The universe is a bit sparse on content: there's just not a huge variety of things to do and kinds of interactions you can have. The ones that are in place, though, are generally very solid and so far have held my interest just fine. I do hope that the game continues to develop more content, it needs it for long-term appeal. There's a lot of potential for emergent scenarios and adventure that just hasn't yet been tapped.
Despite being described as an "MMO" the game is essentially single player, even in the "open" online mode, and unless you go looking for them it's rare to see another player and rarer to actually interact with them. The co-op experience is currently weak but right at the top of Frontier's priority queue to fix.
The ship flight dynamics are semi-newtonian, with a soft speed limit that changes based on engine power and that can be temporarily broken by boosting (like Freespace). There's a "flight assist off" option that lets you do the usual glide&rotate manevers, with the additional wrinkle that it also disables rotational correction. This makes turning it off a tactical choice that usually costs you your ability to aim finely, making it best used in short bursts by most people. The other big notable thing about the flight model is the airplane-like constraints on turn rate that have nothing to do with newtonian physics at all: your ship yaws much slower than it pitches, and both pitch and yaw speed vary based on how fast your ship is moving (there's a sweet spot at about 50% throttle for maximum turn rate). This limit is shamelessly in place to promote a swoopy-chasey sort of dogfight over the mutual dodge&circlestrafe kind of fight you get with other 6DOF games like Descent & Star Citizen. It's not my favorite aspect but in the end it works well enough.

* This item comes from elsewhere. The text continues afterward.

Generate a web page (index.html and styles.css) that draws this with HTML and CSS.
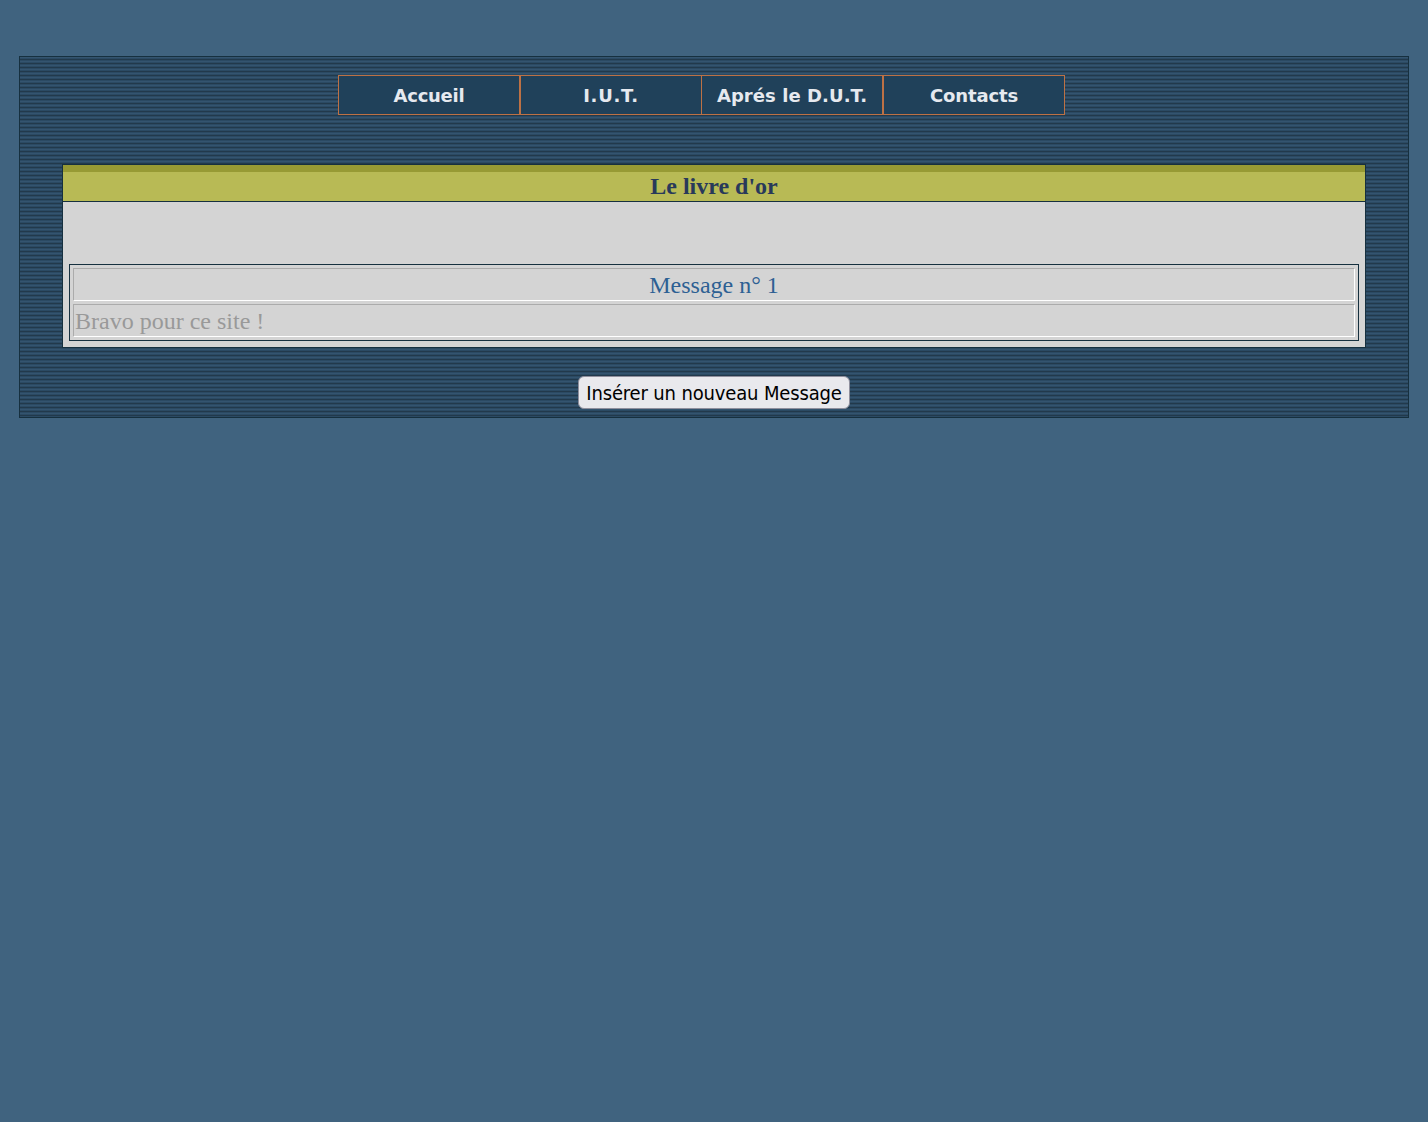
FILE: index.html
```html
<!DOCTYPE html>
<html lang="fr">
<head>
<meta charset="utf-8">
<title>Le livre d'or</title>
<link rel="stylesheet" href="styles.css">
</head>
<body>
<div class="panel">
  <nav class="nav">
    <a class="nav-item ls-tight">Accueil</a>
    <a class="nav-item ls-dots">I.U.T.</a>
    <a class="nav-item item-thin ls-wide">Aprés le D.U.T.</a>
    <a class="nav-item ls-mid">Contacts</a>
  </nav>
  <section class="book">
    <h1 class="book-title">Le livre d'or</h1>
    <div class="book-body">
      <div class="messages">
        <div class="cell cell-title">Message n° 1</div>
        <div class="cell cell-text">Bravo pour ce site !</div>
      </div>
    </div>
  </section>
  <div class="actions"><button class="btn" type="button">Insérer un nouveau Message</button></div>
</div>
</body>
</html>
```
FILE: styles.css
```css
html, body { margin: 0; padding: 0; }
body {
  background: #40637f;
  min-height: 1122px;
  padding: 56px 19px 0;
  box-sizing: border-box;
  font-family: "Liberation Serif", serif;
}
.panel {
  height: 362px;
  box-sizing: border-box;
  border: 1px solid #16303f;
  background: repeating-linear-gradient(to bottom, #34546f 0, #34546f 1px, #2b4a63 1px, #2b4a63 2px, #22394b 2px, #22394b 3px, #2b4a63 3px, #2b4a63 4px);
  padding-top: 18px;
}
.nav { display: flex; height: 40px; margin-left: 318px; }
.nav-item {
  width: 182px;
  box-sizing: border-box;
  display: flex;
  align-items: center;
  justify-content: center;
  background: #20415a;
  border: 1px solid #bd7145;
  color: #e6e9ef;
  font: bold 18px "DejaVu Sans", sans-serif;
}
.item-thin { margin-left: -1px; width: 182px; }
.ls-tight { letter-spacing: -0.26px; }
.ls-dots { letter-spacing: 0.7px; }
.ls-wide { letter-spacing: 0.07px; }
.ls-mid { letter-spacing: -0.15px; }
.book {
  margin: 49px 42px 0;
  border: 1px solid #16303f;
  background: #d4d4d4;
}
.book-title {
  margin: 0;
  height: 37px;
  box-sizing: border-box;
  border-top: 7px solid #979a34;
  border-bottom: 1px solid #16303f;
  background: #b8ba55;
  color: #28395a;
  font: bold 24px/28px "Liberation Serif", serif;
  text-align: center;
}
.book-body { padding: 62px 6px 6px; }
.messages {
  border: 1px solid #16303f;
  padding: 3px;
  display: flex;
  flex-direction: column;
  gap: 3px;
}
.cell {
  height: 33px;
  box-sizing: border-box;
  border: 1px solid;
  border-color: #ababab #fff #fff #ababab;
  font-size: 24px;
  line-height: 32px;
}
.cell-title { text-align: center; color: #2d6093; }
.cell-text { color: #999; padding-left: 1px; }
.actions { display: flex; justify-content: center; margin-top: 28px; }
.btn {
  width: 272px;
  height: 33px;
  padding: 1px 0 0;
  background: #e9e9ed;
  border: 1px solid #8f8f9d;
  border-radius: 6px;
  color: #000;
  font: 20px "DejaVu Sans Condensed", sans-serif;
  letter-spacing: -0.15px;
}
```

The UI is especially well done and elegant, giving you a ton of control over ship subsystems and modules while also being very easy to use. Power management is nicely essential to combat, even more so than in Freespace, and forces you to make real tradeoffs between defense, maneuverability, and firepower.
Overall, I think any space sim fan should pick it up and try it eventually... but I wouldn't blame anyone for wanting to wait for the price to come down or more breadth and depth of content to be added. Now if you'll excuse me, I need to go experiment with my Viper weapon configurations as I make my way towards Alliance space.